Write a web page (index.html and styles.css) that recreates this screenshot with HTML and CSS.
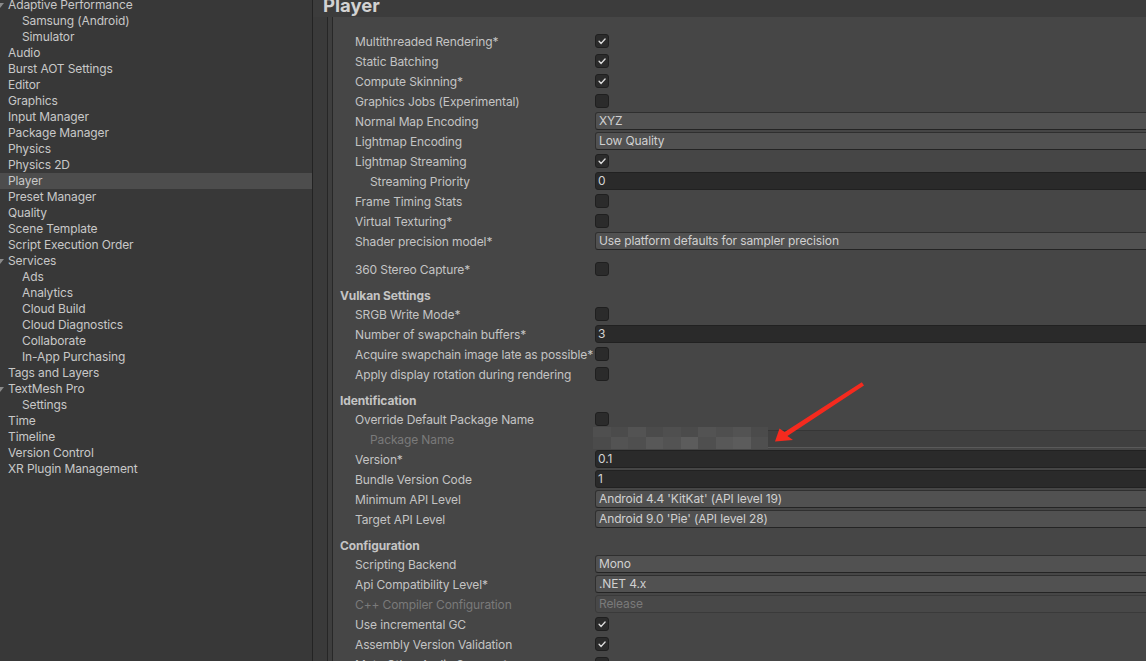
FILE: index.html
```html
<!DOCTYPE html>
<html lang="en">
<head>
<meta charset="utf-8">
<title>Project Settings - Player</title>
<link rel="stylesheet" href="styles.css">
</head>
<body>
<div class="window">
  <aside class="sidebar">
    <ul class="tree">
      <li class="item open">Adaptive Performance</li>
      <li class="item child">Samsung (Android)</li>
      <li class="item child">Simulator</li>
      <li class="item">Audio</li>
      <li class="item">Burst AOT Settings</li>
      <li class="item">Editor</li>
      <li class="item">Graphics</li>
      <li class="item">Input Manager</li>
      <li class="item">Package Manager</li>
      <li class="item">Physics</li>
      <li class="item">Physics 2D</li>
      <li class="item selected">Player</li>
      <li class="item">Preset Manager</li>
      <li class="item">Quality</li>
      <li class="item">Scene Template</li>
      <li class="item">Script Execution Order</li>
      <li class="item open">Services</li>
      <li class="item child">Ads</li>
      <li class="item child">Analytics</li>
      <li class="item child">Cloud Build</li>
      <li class="item child">Cloud Diagnostics</li>
      <li class="item child">Collaborate</li>
      <li class="item child">In-App Purchasing</li>
      <li class="item">Tags and Layers</li>
      <li class="item open">TextMesh Pro</li>
      <li class="item child">Settings</li>
      <li class="item">Time</li>
      <li class="item">Timeline</li>
      <li class="item">Version Control</li>
      <li class="item">XR Plugin Management</li>
    </ul>
  </aside>

  <main class="main">
    <div class="titlebar"><h1 class="title">Player</h1></div>
    <div class="body">
      <div class="gutter"></div>
      <div class="groove"></div>
      <div class="content">

        <div class="row"><span class="label">Multithreaded Rendering*</span><span class="checkbox"><svg viewBox="0 0 14 14"><path d="M3.6 7.4 L6 9.8 L10.6 4.6"/></svg></span></div>
        <div class="row"><span class="label">Static Batching</span><span class="checkbox"><svg viewBox="0 0 14 14"><path d="M3.6 7.4 L6 9.8 L10.6 4.6"/></svg></span></div>
        <div class="row"><span class="label">Compute Skinning*</span><span class="checkbox"><svg viewBox="0 0 14 14"><path d="M3.6 7.4 L6 9.8 L10.6 4.6"/></svg></span></div>
        <div class="row"><span class="label">Graphics Jobs (Experimental)</span><span class="checkbox"></span></div>
        <div class="row"><span class="label">Normal Map Encoding</span><span class="dropdown">XYZ</span></div>
        <div class="row"><span class="label">Lightmap Encoding</span><span class="dropdown">Low Quality</span></div>
        <div class="row"><span class="label">Lightmap Streaming</span><span class="checkbox"><svg viewBox="0 0 14 14"><path d="M3.6 7.4 L6 9.8 L10.6 4.6"/></svg></span></div>
        <div class="row"><span class="label indent">Streaming Priority</span><span class="textfield">0</span></div>
        <div class="row"><span class="label">Frame Timing Stats</span><span class="checkbox"></span></div>
        <div class="row"><span class="label">Virtual Texturing*</span><span class="checkbox"></span></div>
        <div class="row spaced"><span class="label">Shader precision model*</span><span class="dropdown">Use platform defaults for sampler precision</span></div>
        <div class="row"><span class="label">360 Stereo Capture*</span><span class="checkbox"></span></div>

        <div class="header">Vulkan Settings</div>
        <div class="row"><span class="label">SRGB Write Mode*</span><span class="checkbox"></span></div>
        <div class="row"><span class="label">Number of swapchain buffers*</span><span class="textfield">3</span></div>
        <div class="row"><span class="label">Acquire swapchain image late as possible*</span><span class="checkbox"></span></div>
        <div class="row"><span class="label">Apply display rotation during rendering</span><span class="checkbox"></span></div>

        <div class="header">Identification</div>
        <div class="row"><span class="label">Override Default Package Name</span><span class="checkbox"></span></div>
        <div class="row"><span class="label indent disabled">Package Name</span>
          <span class="textfield locked">
            <span class="mosaic">
              <i class="m2"></i><i class="m1"></i><i class="m3"></i><i class="m1"></i><i class="m2"></i><i class="m1"></i><i class="m3"></i><i class="m2"></i><i class="m3"></i><i class="m1"></i>
              <i class="m1"></i><i class="m3"></i><i class="m2"></i><i class="m4"></i><i class="m3"></i><i class="m5"></i><i class="m2"></i><i class="m4"></i><i class="m5"></i><i class="m2"></i>
            </span>
          </span>
        </div>
        <div class="row"><span class="label">Version*</span><span class="textfield">0.1</span></div>
        <div class="row"><span class="label">Bundle Version Code</span><span class="textfield">1</span></div>
        <div class="row"><span class="label">Minimum API Level</span><span class="dropdown">Android 4.4 'KitKat' (API level 19)</span></div>
        <div class="row"><span class="label">Target API Level</span><span class="dropdown">Android 9.0 'Pie' (API level 28)</span></div>

        <div class="header">Configuration</div>
        <div class="row"><span class="label">Scripting Backend</span><span class="dropdown">Mono</span></div>
        <div class="row"><span class="label">Api Compatibility Level*</span><span class="dropdown">.NET 4.x</span></div>
        <div class="row"><span class="label disabled">C++ Compiler Configuration</span><span class="dropdown inactive">Release</span></div>
        <div class="row"><span class="label">Use incremental GC</span><span class="checkbox"><svg viewBox="0 0 14 14"><path d="M3.6 7.4 L6 9.8 L10.6 4.6"/></svg></span></div>
        <div class="row"><span class="label">Assembly Version Validation</span><span class="checkbox"><svg viewBox="0 0 14 14"><path d="M3.6 7.4 L6 9.8 L10.6 4.6"/></svg></span></div>
        <div class="row"><span class="label">Mute Other Audio Sources*</span><span class="checkbox"></span></div>
      </div>
    </div>
  </main>
</div>

<svg class="annotation" viewBox="0 0 1146 661" width="1146" height="661">
  <polygon points="861.8,382.2 784.6,431.9 779.5,428.5 775,441.5 793,440 787.4,436.1 864,385.6"/>
</svg>
</body>
</html>
```

FILE: styles.css
```css
* {
  box-sizing: border-box;
  margin: 0;
  padding: 0;
}

html,
body {
  width: 1146px;
  height: 661px;
  overflow: hidden;
}

body {
  position: relative;
  background: #383838;
  font-family: Inter, "Noto Sans", sans-serif;
  font-size: 12px;
  letter-spacing: -0.12px;
  color: #c4c4c4;
}

.window {
  display: flex;
  height: 661px;
}

/* ---------- left tree ---------- */
.sidebar {
  width: 313px;
  flex: none;
  background: #383838;
  border-right: 1px solid #232323;
  overflow: hidden;
}

.tree {
  list-style: none;
  margin-top: -3px;
}

.item {
  position: relative;
  height: 16px;
  line-height: 16px;
  padding-left: 8px;
  white-space: nowrap;
  color: #c8c8c8;
}

.item.child {
  padding-left: 22px;
}

.item.selected {
  background: #4d4d4d;
}

.item.open::before {
  content: "";
  position: absolute;
  left: -4px;
  top: 6px;
  border-left: 4px solid transparent;
  border-right: 4px solid transparent;
  border-top: 5px solid #8a8a8a;
}

/* ---------- right panel ---------- */
.main {
  flex: 1;
  min-width: 0;
  display: flex;
  flex-direction: column;
  overflow: hidden;
}

.titlebar {
  height: 17px;
  flex: none;
  background: #3c3c3c;
  padding-left: 10px;
}

.title {
  font-size: 18.5px;
  font-weight: 700;
  line-height: 11px;
  letter-spacing: 0;
  color: #d2d2d2;
}

.body {
  flex: 1;
  min-height: 0;
  display: flex;
}

.gutter {
  width: 15px;
  flex: none;
  background: #3a3a3a;
  border-right: 1px solid #262626;
}

.groove {
  width: 5px;
  flex: none;
  background: #3e3e3e;
  border-right: 1px solid #282828;
}

.content {
  flex: 1;
  background: #464646;
  padding-top: 14px;
  margin-right: -40px;
}

.row {
  display: grid;
  grid-template-columns: 262px 1fr;
  align-items: center;
  height: 20px;
}

.row.spaced {
  margin-bottom: 8px;
}

.label {
  padding-left: 22px;
  padding-top: 2px;
  line-height: 18px;
  white-space: nowrap;
  overflow: visible;
  color: #c4c4c4;
}

.label.indent {
  padding-left: 37px;
}

.label.disabled {
  color: #7a7a7a;
}

.header {
  height: 25px;
  padding: 8px 0 0 7px;
  line-height: 17px;
  font-weight: 700;
  color: #c4c4c4;
}

/* ---------- controls ---------- */
.checkbox {
  width: 14px;
  height: 14px;
  background: #2b2b2b;
  border: 1px solid #1f1f1f;
  border-radius: 3px;
  display: flex;
}

.checkbox svg {
  width: 12px;
  height: 12px;
  fill: none;
  stroke: #dcdcdc;
  stroke-width: 1.6;
  stroke-linecap: round;
  stroke-linejoin: round;
}

.dropdown {
  height: 18px;
  background: #515151;
  border: 1px solid #2f2f2f;
  border-bottom-color: #242424;
  border-radius: 3px;
  padding-left: 3px;
  line-height: 16px;
  white-space: nowrap;
  color: #d0d0d0;
}

.dropdown.inactive {
  background: #484848;
  border-color: #3a3a3a;
  color: #7a7a7a;
}

.textfield {
  height: 18px;
  background: #2a2a2a;
  border: 1px solid #212121;
  border-radius: 3px;
  padding-left: 2px;
  line-height: 16px;
  white-space: nowrap;
  color: #d2d2d2;
}

.textfield.locked {
  display: flex;
  align-items: center;
  background: #404040;
  border-color: #363636;
  border-bottom-color: #5a5a5a;
  padding-left: 0;
  overflow: visible;
}

.mosaic {
  display: grid;
  grid-template-columns: repeat(10, 17.5px);
  grid-template-rows: 10px 12px;
  margin-left: -3px;
  margin-top: -2px;
}

.mosaic i {
  display: block;
}

.m0 { background: #454545; }
.m1 { background: #4b4b4b; }
.m2 { background: #4f4f4f; }
.m3 { background: #535353; }
.m4 { background: #585858; }
.m5 { background: #5c5c5c; }

/* ---------- annotation overlay ---------- */
.annotation {
  position: absolute;
  left: 0;
  top: 0;
  pointer-events: none;
}

.annotation polygon {
  fill: #f52a1e;
}
```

Goal
Which lines contain the word "styles"? Copy each of them.

Output for this exercise
Write a web page (index.html and styles.css) that recreates this screenshot with HTML and CSS.
<link rel="stylesheet" href="styles.css">
FILE: styles.css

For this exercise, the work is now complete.